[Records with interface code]

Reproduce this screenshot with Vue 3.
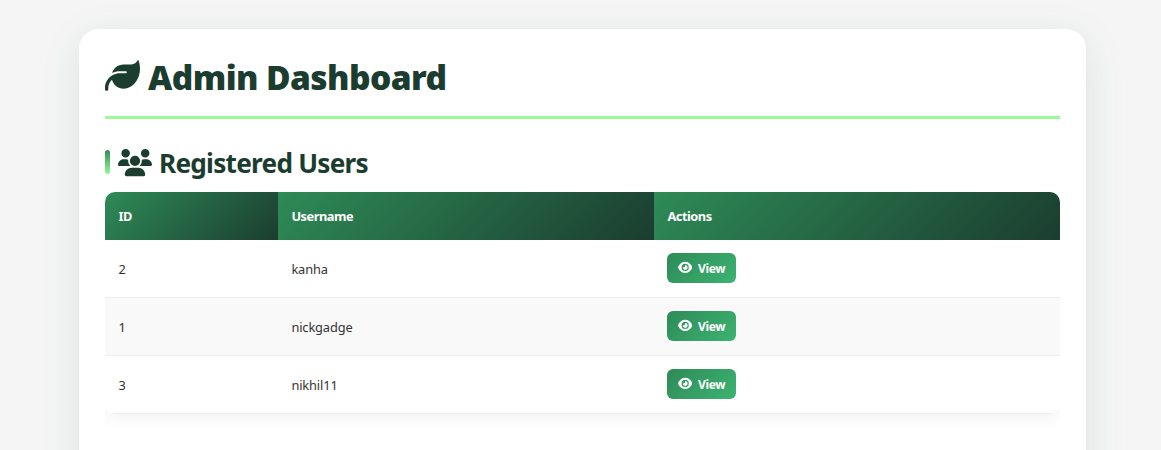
<script setup>
const users = [
  { id: 2, name: 'kanha' },
  { id: 1, name: 'nickgadge' },
  { id: 3, name: 'nikhil11' },
]
</script>

<template>
  <div class="page">
    <main class="container">
      <h1 class="title">
        <svg class="leaf" viewBox="0 0 512 512"><path d="M272 96c-78.600 0-145.100 51.500-167.700 122.500c33.600-17 71.500-26.500 111.700-26.500h88c8.800 0 16 7.200 16 16s-7.200 16-16 16H216c-16.600 0-32.700 1.900-48.200 5.400c-25.900 5.900-50 16.400-71.400 30.700C38.300 298.800 0 364.900 0 440v16c0 13.300 10.700 24 24 24s24-10.700 24-24V440c0-48.700 20.700-92.500 53.800-123.200C121.600 392.300 190.300 448 272 448l1 0c132.100-.7 239-130.900 239-291.400c0-42.600-7.500-83.100-21.100-119.600c-2.600-6.900-12.700-6.600-16.200-.1C455.900 72.100 418.700 96 376 96L272 96z" /></svg>
        <span>Admin Dashboard</span>
      </h1>
      <h2 class="subtitle">
        <i class="bar"></i>
        <svg class="users" viewBox="0 0 640 512"><path d="M144 0a80 80 0 1 1 0 160A80 80 0 1 1 144 0zM512 0a80 80 0 1 1 0 160A80 80 0 1 1 512 0zM0 298.700C0 239.800 47.800 192 106.700 192h42.700c15.900 0 31 3.500 44.600 9.700c-1.300 7.200-1.900 14.700-1.900 22.300c0 38.200 16.800 72.500 43.300 96c-.2 0-.4 0-.7 0H21.300C9.600 320 0 310.400 0 298.700zM405.300 320c-.2 0-.4 0-.7 0c26.600-23.500 43.300-57.800 43.300-96c0-7.600-.7-15-1.900-22.300c13.600-6.300 28.700-9.700 44.600-9.700h42.700C592.200 192 640 239.800 640 298.700c0 11.800-9.600 21.300-21.300 21.300H405.300zM224 224a96 96 0 1 1 192 0 96 96 0 1 1 -192 0zM128 485.300C128 411.700 187.700 352 261.300 352H378.700C452.300 352 512 411.700 512 485.300c0 14.700-11.900 26.700-26.700 26.700H154.700c-14.700 0-26.700-11.900-26.700-26.700z" /></svg>
        <span>Registered Users</span>
      </h2>
      <div class="table-wrap">
        <table>
          <colgroup><col class="c1" /><col class="c2" /><col /></colgroup>
          <thead>
            <tr>
              <th>ID</th>
              <th>Username</th>
              <th>Actions</th>
            </tr>
          </thead>
          <tbody>
            <tr v-for="u in users" :key="u.id">
              <td>{{ u.id }}</td>
              <td>{{ u.name }}</td>
              <td>
                <button class="view">
                  <svg class="eye" viewBox="0 0 576 512"><path d="M288 32c-80.800 0-145.500 36.800-192.600 80.600C48.600 156 17.300 208 2.500 243.700c-3.300 7.900-3.300 16.700 0 24.600C17.300 304 48.600 356 95.400 399.400C142.500 443.200 207.200 480 288 480s145.500-36.800 192.600-80.600c46.800-43.500 78.100-95.400 93-131.100c3.300-7.900 3.300-16.700 0-24.600c-14.900-35.700-46.200-87.700-93-131.100C433.500 68.800 368.800 32 288 32zM144 256a144 144 0 1 1 288 0 144 144 0 1 1 -288 0zm144-64c0 35.300-28.700 64-64 64c-7.100 0-13.900-1.200-20.300-3.300c-5.500-1.800-11.900 1.600-11.700 7.400c.3 6.900 1.300 13.800 3.200 20.700c13.700 51.200 66.400 81.600 117.600 67.900s81.600-66.400 67.900-117.600c-11.100-41.500-47.800-69.400-88.600-71.100c-5.800-.2-9.200 6.100-7.400 11.700c2.100 6.400 3.300 13.200 3.300 20.300z" /></svg>
                  <span>View</span>
                </button>
              </td>
            </tr>
          </tbody>
        </table>
      </div>
    </main>
  </div>
</template>

<style>
body {
  background: #f5f5f5;
}
</style>

<style scoped>
.page {
  box-sizing: border-box;
  height: 100vh;
  padding: 29px 75px 0 79px;
  overflow: hidden;
  background: #f5f5f5;
}
.container {
  box-sizing: border-box;
  height: 600px;
  padding: 26px 26px 0;
  border-radius: 20px;
  background: #fff;
  box-shadow: 0 10px 40px rgba(30, 105, 80, 0.12);
  font-family: "Noto Sans", "Open Sans", sans-serif;
  color: #333;
}
svg {
  display: block;
  flex: none;
  fill: currentColor;
}
.title {
  box-sizing: border-box;
  display: flex;
  height: 64px;
  margin: 0;
  padding-top: 2px;
  border-bottom: 3px solid #98fb98;
  color: #1b3d2f;
  font-size: 33.500px;
  font-weight: 900;
  line-height: 41px;
  letter-spacing: -0.570px;
  white-space: nowrap;
}
.leaf {
  width: 35px;
  height: 35px;
  margin: 0.500px 8px 0 0;
}
.subtitle {
  display: flex;
  align-items: center;
  height: 34px;
  margin: 27px 0 12px;
  color: #1b3d2f;
  font-size: 26.200px;
  font-weight: 700;
  line-height: 34px;
  letter-spacing: -0.750px;
  white-space: nowrap;
}
.bar {
  width: 5px;
  height: 24px;
  margin: -2px 8px 0 0;
  border-radius: 3px;
  background: linear-gradient(to bottom, #2e8b57, #98fb98);
}
.users {
  width: 34px;
  height: 27.200px;
  margin-right: 7px;
}
.table-wrap {
  overflow: hidden;
  padding-bottom: 30px;
}
table {
  width: 100%;
  table-layout: fixed;
  border-collapse: separate;
  border-spacing: 0;
  border-radius: 10px;
  overflow: hidden;
  box-shadow: 0 5px 15px rgba(0, 0, 0, 0.05);
  font-size: 12.800px;
  letter-spacing: -0.120px;
}
.c1 {
  width: 173px;
}
.c2 {
  width: 376px;
}
th,
td {
  box-sizing: border-box;
  padding: 0 13.400px;
  text-align: left;
  vertical-align: middle;
}
th {
  height: 48px;
  background: linear-gradient(135deg, #2e8b57, #1b3d2f);
  color: #fff;
  font-weight: 700;
  letter-spacing: -0.480px;
}
td {
  height: 58px;
  border-bottom: 1px solid #eee;
}
tbody tr:nth-child(even) {
  background: #f9f9f9;
}
.view {
  display: flex;
  align-items: center;
  width: 69px;
  height: 30px;
  margin: 0 0 2px -0.400px;
  padding: 0 0 0 10.500px;
  border: 0;
  border-radius: 6px;
  background: linear-gradient(135deg, #2e8b57, #3cb371);
  color: #fff;
  font: 700 12px "Noto Sans", "Open Sans", sans-serif;
  letter-spacing: -0.300px;
}
.view span {
  padding-top: 2px;
}
.eye {
  width: 14.400px;
  height: 12.800px;
  margin-right: 6px;
}
</style>
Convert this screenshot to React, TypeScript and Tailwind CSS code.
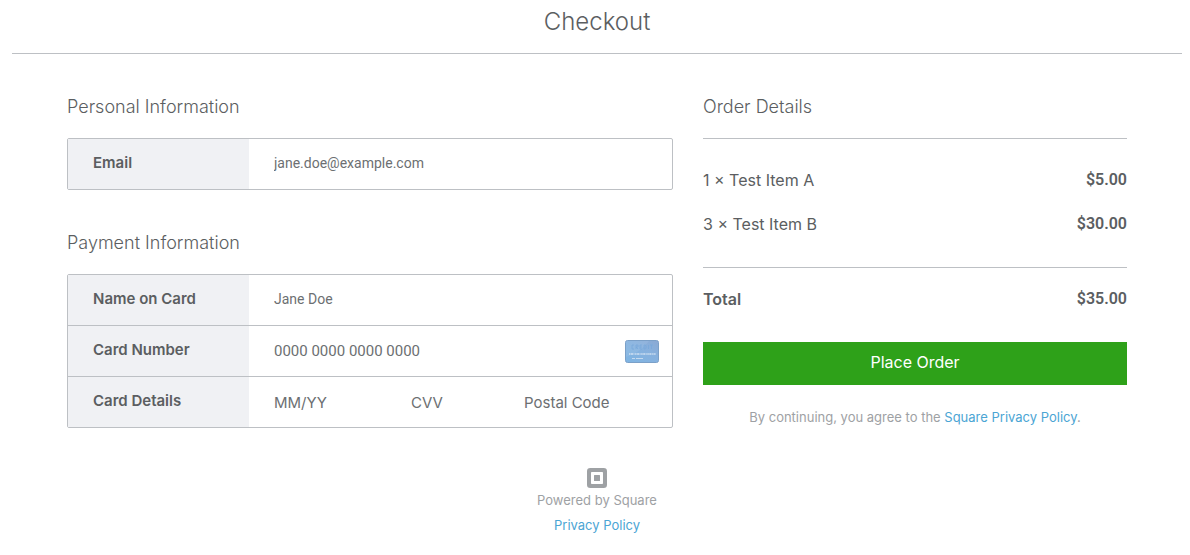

Task: Set every line down exactly as written, leaving each picture out.

Exercise response:
Reproduce this screenshot with Vue 3.
<script setup>
const users = [
  { id: 2, name: 'kanha' },
  { id: 1, name: 'nickgadge' },
  { id: 3, name: 'nikhil11' },
]
</script>

<template>
  <div class="page">
    <main class="container">
      <h1 class="title">
        <svg class="leaf" viewBox="0 0 512 512"><path d="M272 96c-78.600 0-145.100 51.500-167.700 122.500c33.600-17 71.500-26.500 111.700-26.500h88c8.800 0 16 7.200 16 16s-7.200 16-16 16H216c-16.600 0-32.700 1.900-48.200 5.400c-25.900 5.900-50 16.400-71.400 30.700C38.300 298.800 0 364.900 0 440v16c0 13.300 10.700 24 24 24s24-10.700 24-24V440c0-48.700 20.700-92.500 53.800-123.200C121.600 392.300 190.300 448 272 448l1 0c132.100-.7 239-130.900 239-291.400c0-42.600-7.500-83.100-21.100-119.600c-2.600-6.900-12.700-6.600-16.200-.1C455.900 72.100 418.700 96 376 96L272 96z" /></svg>
        <span>Admin Dashboard</span>
      </h1>
      <h2 class="subtitle">
        <i class="bar"></i>
        <svg class="users" viewBox="0 0 640 512"><path d="M144 0a80 80 0 1 1 0 160A80 80 0 1 1 144 0zM512 0a80 80 0 1 1 0 160A80 80 0 1 1 512 0zM0 298.700C0 239.800 47.800 192 106.700 192h42.700c15.900 0 31 3.500 44.600 9.700c-1.300 7.200-1.900 14.700-1.900 22.300c0 38.200 16.800 72.500 43.300 96c-.2 0-.4 0-.7 0H21.300C9.600 320 0 310.400 0 298.700zM405.300 320c-.2 0-.4 0-.7 0c26.600-23.500 43.300-57.800 43.300-96c0-7.600-.7-15-1.900-22.300c13.600-6.300 28.700-9.700 44.600-9.700h42.700C592.200 192 640 239.800 640 298.700c0 11.800-9.600 21.300-21.300 21.300H405.300zM224 224a96 96 0 1 1 192 0 96 96 0 1 1 -192 0zM128 485.300C128 411.700 187.700 352 261.300 352H378.700C452.300 352 512 411.700 512 485.300c0 14.700-11.900 26.700-26.700 26.700H154.700c-14.700 0-26.700-11.900-26.700-26.700z" /></svg>
        <span>Registered Users</span>
      </h2>
      <div class="table-wrap">
        <table>
          <colgroup><col class="c1" /><col class="c2" /><col /></colgroup>
          <thead>
            <tr>
              <th>ID</th>
              <th>Username</th>
              <th>Actions</th>
            </tr>
          </thead>
          <tbody>
            <tr v-for="u in users" :key="u.id">
              <td>{{ u.id }}</td>
              <td>{{ u.name }}</td>
              <td>
                <button class="view">
                  <svg class="eye" viewBox="0 0 576 512"><path d="M288 32c-80.800 0-145.500 36.800-192.600 80.600C48.600 156 17.300 208 2.500 243.700c-3.300 7.900-3.300 16.700 0 24.600C17.300 304 48.600 356 95.400 399.400C142.500 443.200 207.200 480 288 480s145.500-36.800 192.600-80.600c46.800-43.500 78.100-95.400 93-131.100c3.300-7.900 3.300-16.700 0-24.600c-14.900-35.700-46.200-87.700-93-131.100C433.500 68.800 368.800 32 288 32zM144 256a144 144 0 1 1 288 0 144 144 0 1 1 -288 0zm144-64c0 35.300-28.700 64-64 64c-7.100 0-13.900-1.200-20.300-3.300c-5.500-1.800-11.900 1.600-11.700 7.400c.3 6.900 1.300 13.800 3.200 20.700c13.700 51.200 66.400 81.600 117.600 67.900s81.600-66.400 67.900-117.600c-11.100-41.500-47.800-69.400-88.600-71.100c-5.800-.2-9.200 6.100-7.400 11.700c2.100 6.400 3.300 13.200 3.300 20.300z" /></svg>
                  <span>View</span>
                </button>
              </td>
            </tr>
          </tbody>
        </table>
      </div>
    </main>
  </div>
</template>

<style>
body {
  background: #f5f5f5;
}
</style>

<style scoped>
.page {
  box-sizing: border-box;
  height: 100vh;
  padding: 29px 75px 0 79px;
  overflow: hidden;
  background: #f5f5f5;
}
.container {
  box-sizing: border-box;
  height: 600px;
  padding: 26px 26px 0;
  border-radius: 20px;
  background: #fff;
  box-shadow: 0 10px 40px rgba(30, 105, 80, 0.12);
  font-family: "Noto Sans", "Open Sans", sans-serif;
  color: #333;
}
svg {
  display: block;
  flex: none;
  fill: currentColor;
}
.title {
  box-sizing: border-box;
  display: flex;
  height: 64px;
  margin: 0;
  padding-top: 2px;
  border-bottom: 3px solid #98fb98;
  color: #1b3d2f;
  font-size: 33.500px;
  font-weight: 900;
  line-height: 41px;
  letter-spacing: -0.570px;
  white-space: nowrap;
}
.leaf {
  width: 35px;
  height: 35px;
  margin: 0.500px 8px 0 0;
}
.subtitle {
  display: flex;
  align-items: center;
  height: 34px;
  margin: 27px 0 12px;
  color: #1b3d2f;
  font-size: 26.200px;
  font-weight: 700;
  line-height: 34px;
  letter-spacing: -0.750px;
  white-space: nowrap;
}
.bar {
  width: 5px;
  height: 24px;
  margin: -2px 8px 0 0;
  border-radius: 3px;
  background: linear-gradient(to bottom, #2e8b57, #98fb98);
}
.users {
  width: 34px;
  height: 27.200px;
  margin-right: 7px;
}
.table-wrap {
  overflow: hidden;
  padding-bottom: 30px;
}
table {
  width: 100%;
  table-layout: fixed;
  border-collapse: separate;
  border-spacing: 0;
  border-radius: 10px;
  overflow: hidden;
  box-shadow: 0 5px 15px rgba(0, 0, 0, 0.05);
  font-size: 12.800px;
  letter-spacing: -0.120px;
}
.c1 {
  width: 173px;
}
.c2 {
  width: 376px;
}
th,
td {
  box-sizing: border-box;
  padding: 0 13.400px;
  text-align: left;
  vertical-align: middle;
}
th {
  height: 48px;
  background: linear-gradient(135deg, #2e8b57, #1b3d2f);
  color: #fff;
  font-weight: 700;
  letter-spacing: -0.480px;
}
td {
  height: 58px;
  border-bottom: 1px solid #eee;
}
tbody tr:nth-child(even) {
  background: #f9f9f9;
}
.view {
  display: flex;
  align-items: center;
  width: 69px;
  height: 30px;
  margin: 0 0 2px -0.400px;
  padding: 0 0 0 10.500px;
  border: 0;
  border-radius: 6px;
  background: linear-gradient(135deg, #2e8b57, #3cb371);
  color: #fff;
  font: 700 12px "Noto Sans", "Open Sans", sans-serif;
  letter-spacing: -0.300px;
}
.view span {
  padding-top: 2px;
}
.eye {
  width: 14.400px;
  height: 12.800px;
  margin-right: 6px;
}
</style>
Convert this screenshot to React, TypeScript and Tailwind CSS code.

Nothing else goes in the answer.